Evidenzio in grassetto la frase secondo me più emblematica e che mai come oggi risulta appropriata:
di quel viaggio non ricordo più niente. Ero troppo occupato a fotografare e non ho guardato.
Sicuramente si può riflettere a lungo su questo paradosso della fotografia vista come distruttrice della memoria, quando invece è riconosciuta universalmente come portatrice di memoria.
20 Mag 2023 |
I fotografi di ritratto dimenticano, nella presunzione di guardare l’altro, che sono a loro volta guardati.

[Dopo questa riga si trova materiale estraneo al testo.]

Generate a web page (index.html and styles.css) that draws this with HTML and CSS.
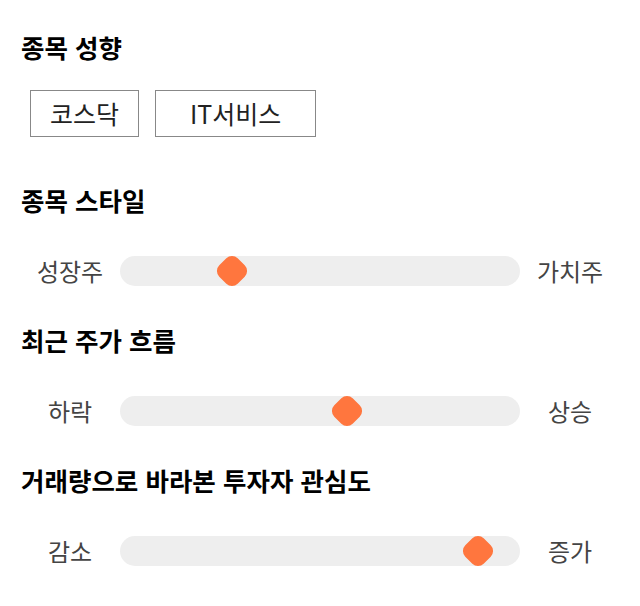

Il soggetto ha già capito tutte le dinamiche dopo un’ora. E’ un punto di vista estremamente privilegiato.
Toni Thorimbert
Come sempre il grande Thorimbert con poche parole ti apre un mondo. Ti fa riflettere su un aspetto che solo apparentemente può sembrare scontato ma che di scontato non ha niente. Ti fa capire tra le altre cose, quanto in realtà può essere difficile fare il “ritrattista” e quanto la paura di essere giudicato possa prendere il sopravvento. Ecco, forse, quella dimenticanza può servire a tenere lontana la paura, ma, al contrario, può aprirti a nuove opportunità.